The concept is applicable to both electromagnetic and acoustic radiation. Long wave infrared wave lengths are preferentially employed in this task, as radiation detection devices in this region are available and capable of detection of a small number of photons per second emitted by a warm object at distances of several hundred miles. However, the combined effects of thermal radiation and the reflection of sunlight and earthshine and albedo produce distinguishable patterns for objects or clouds of objects, as characterized by angular extent, magnitude, and wave length distribution or "color". A typical detector configuration located at the focal plane of the telescope comprises individual detector elements consisting of separate semiconductor chips mounted to circuit boards upon which the wiring, load resistors and low-noise electronic amplifier elements are also mounted. The detectors are grouped typically in a series of two to four arrays, each with its own optical bandpass filter to allow characterization of incoming radiation according to wavelength distribution. Images of far-field objects are scanned across the arrays, either by mechanical motion of the telescope or by rotation of one or more optical elements within the telescope.
The image size of a far-field point source object is, in general, limited by diffraction of the telescope optical system, which produces a characteristic blur. The size of the detector elements has been determined based upon the size of the characteristic blur. Conventionally, the along-scan dimension of the detector elements is sized to match the along scan dimension of the blur. There are two reasons for this size consideration. Detector elements of significantly greater dimension than the blur produce signals of much poorer spatial resolution so that the position uncertainty of objects increases. When the detector elements are made small with respect to the blur, less radiation is intercepted by the detector, and the signal levels increase. Inasmuch as the noise floor for signal detection is generally limited by the amplifier and not the detector, the use of smaller detectors degrades the minimum size of objects which can be sensed and the range at which the objects can be detected.

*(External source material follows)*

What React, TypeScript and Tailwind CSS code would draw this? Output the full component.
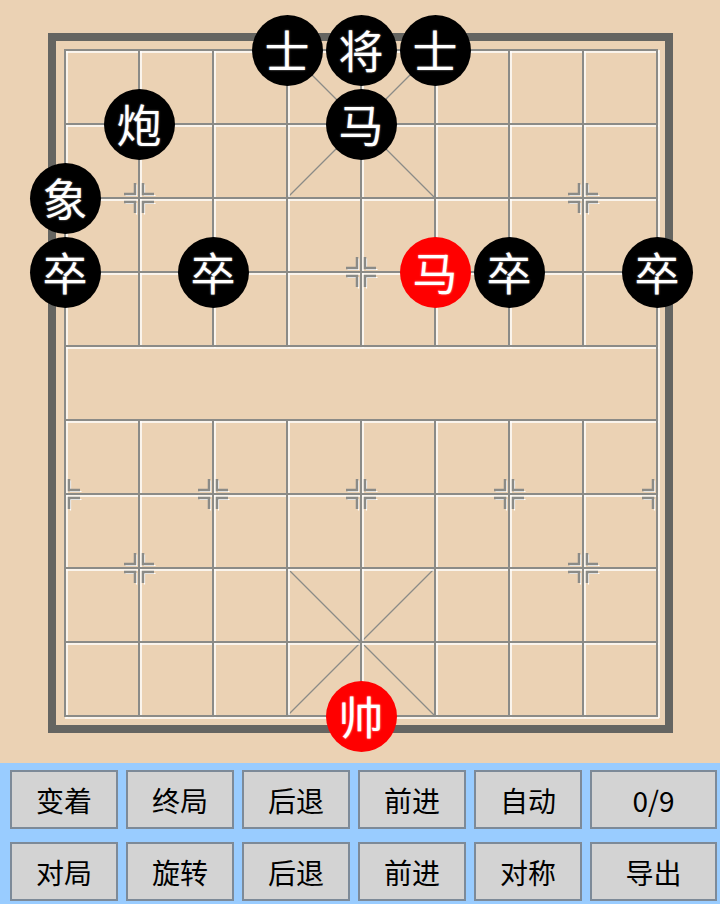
import React from "react";

const X0 = 65;
const Y0 = 50;
const STEP = 74;

const px = (c: number) => X0 + STEP * c;
const py = (r: number) => Y0 + STEP * r;

type Piece = { label: string; c: number; r: number; red?: boolean };

const pieces: Piece[] = [
  { label: "士", c: 3, r: 0 },
  { label: "将", c: 4, r: 0 },
  { label: "士", c: 5, r: 0 },
  { label: "炮", c: 1, r: 1 },
  { label: "马", c: 4, r: 1 },
  { label: "象", c: 0, r: 2 },
  { label: "卒", c: 0, r: 3 },
  { label: "卒", c: 2, r: 3 },
  { label: "马", c: 5, r: 3, red: true },
  { label: "卒", c: 6, r: 3 },
  { label: "卒", c: 8, r: 3 },
  { label: "帅", c: 4, r: 9, red: true },
];

// cannon / soldier marks
const marks: [number, number][] = [
  [1, 2], [7, 2],
  [0, 3], [2, 3], [4, 3], [6, 3], [8, 3],
  [0, 6], [2, 6], [4, 6], [6, 6], [8, 6],
  [1, 7], [7, 7],
];

const buttonRows = [
  ["变着", "终局", "后退", "前进", "自动", "0/9"],
  ["对局", "旋转", "后退", "前进", "对称", "导出"],
];

const GRAY = "#8b8b87";
const WHITE = "#ffffff";

function markPaths(c: number, r: number) {
  const x = px(c);
  const y = py(r);
  const g = 4;
  const l = 11;
  const out: string[] = [];
  for (const dx of [-1, 1]) {
    if (c === 0 && dx === -1) continue;
    if (c === 8 && dx === 1) continue;
    for (const dy of [-1, 1]) {
      out.push(
        `M${x + dx * g} ${y + dy * (g + l)}L${x + dx * g} ${y + dy * g}L${x + dx * (g + l)} ${y + dy * g}`,
      );
    }
  }
  return out;
}

function Board() {
  const vertical: [number, number, number][] = [];
  for (let c = 0; c <= 8; c++) {
    if (c === 0 || c === 8) {
      vertical.push([px(c), py(0), py(9)]);
    } else {
      vertical.push([px(c), py(0), py(4)]);
      vertical.push([px(c), py(5), py(9)]);
    }
  }
  const horizontal = Array.from({ length: 10 }, (_, r) => py(r));
  const diagonals = [
    [px(3), py(0), px(5), py(2)],
    [px(5), py(0), px(3), py(2)],
    [px(3), py(7), px(5), py(9)],
    [px(5), py(7), px(3), py(9)],
  ];
  const allMarks = marks.flatMap(([c, r]) => markPaths(c, r));

  return (
    <svg className="absolute left-0 top-0" width={720} height={763} viewBox="0 0 720 763">
      <rect x={52} y={37} width={617} height={692} fill="none" stroke="#656561" strokeWidth={8} />
      {diagonals.map(([x1, y1, x2, y2], i) => (
        <line key={i} x1={x1} y1={y1} x2={x2} y2={y2} stroke={GRAY} strokeWidth={1.3} />
      ))}
      {/* white highlight */}
      {vertical.map(([x, y1, y2], i) => (
        <line key={`vw${i}`} x1={x + 2} y1={y1} x2={x + 2} y2={y2 + 2} stroke={WHITE} strokeWidth={1.5} />
      ))}
      {horizontal.map((y, i) => (
        <line key={`hw${i}`} x1={px(0)} y1={y + 2} x2={px(8) + 2} y2={y + 2} stroke={WHITE} strokeWidth={1.5} />
      ))}
      {allMarks.map((d, i) => (
        <path key={`mw${i}`} d={d} transform="translate(1.5 1.5)" fill="none" stroke={WHITE} strokeWidth={1.2} />
      ))}
      {/* gray lines */}
      {vertical.map(([x, y1, y2], i) => (
        <line key={`vg${i}`} x1={x} y1={y1 - 1} x2={x} y2={y2 + 1} stroke={GRAY} strokeWidth={2} />
      ))}
      {horizontal.map((y, i) => (
        <line key={`hg${i}`} x1={px(0) - 1} y1={y} x2={px(8) + 1} y2={y} stroke={GRAY} strokeWidth={2} />
      ))}
      {allMarks.map((d, i) => (
        <path key={`mg${i}`} d={d} fill="none" stroke={GRAY} strokeWidth={2.5} />
      ))}
    </svg>
  );
}

export default function App() {
  return (
    <div
      className="flex h-[904px] w-[720px] flex-col overflow-hidden bg-[#ebd2b4]"
      style={{ fontFamily: '"Noto Sans CJK SC", "Noto Sans", sans-serif' }}
    >
      <div className="relative h-[763px] shrink-0">
        <Board />
        {pieces.map((p, i) => (
          <div
            key={i}
            className={`absolute flex h-[71px] w-[71px] items-center justify-center rounded-full text-[45px] leading-none text-white ${
              p.red ? "bg-[#ff0000] [text-shadow:0_0_2px_#ffb0b0]" : "bg-black [text-shadow:0_0_2px_#9a9a9a]"
            }`}
            style={{ left: px(p.c) - 35.5, top: py(p.r) - 35.5 }}
          >
            <span className="-mt-[2px]">{p.label}</span>
          </div>
        ))}
      </div>
      <div className="flex flex-1 flex-col gap-[13px] bg-[#99ccff] pl-[10px] pr-[3px] pt-[7px]">
        {buttonRows.map((row, ri) => (
          <div key={ri} className="flex gap-[8px]">
            {row.map((label, bi) => (
              <button
                key={bi}
                className={`flex h-[59px] items-center justify-center border-2 border-[#7d8a98] bg-[#d3d3d3] text-[28px] leading-none text-black ${
                  bi === row.length - 1 ? "flex-1" : "w-[108px]"
                }`}
              >
                {label}
              </button>
            ))}
          </div>
        ))}
      </div>
    </div>
  );
}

In the cross-scan direction, other criteria must be considered. In order to sense and characterize all objects in a threat train, a significant field of view must be encompassed. The detector elements must in combination sweep out this field of view. On the other hand, the number of detectors is limited by the number of electronic channels which can be crowded into the focal plane array using available technology. A further limitation is imposed by the data processing hardware which can perform the needed pulse extraction, correlation and other data processing in real-time. Accordingly, to fill the field of view in several wavelength bands, the detectors have traditionally been made long in the cross-scan direction. These considerations lead to a detector length several times the minimum resolution element. In order to allow the determination of cross-scan position to an uncertainty small with respect to detector length, the positions of the detectors are staggered in the along scan direction.
Several difficulties are inherent in these detectors. First, when two targets approach each other at the same elevation position, the signals add together on a given detector and it becomes difficult to separate their radiometric qualities and pursue their magnitude and color classification. Second, since the detectors are several times the size of the point source image blur, their response to defocused clutter signals is relatively large. Finally, when an image crosses the end of a detector, the proportion of image energy falling on or off the detector is difficult to determine, and such measurements are generally discarded in radiometric value determination.
Improvement of the state of art of focal plane detector fabrication and signal processing hardware has lead to studies, proposals, and research into focal plane assemblies with large numbers of detectors, up to the thousands or hundreds of thousands. Typically, however, these arrays, or mosaics as they are called, are laid out in orthogonal rows and columns. To overcome the problems with partial image coverage, the detector sizes are made small with respect to the image blur size, leading, with reasonable fields of view, to detector numbers in the millions. Present readout and data processing technology is not capable of handling this arrangement.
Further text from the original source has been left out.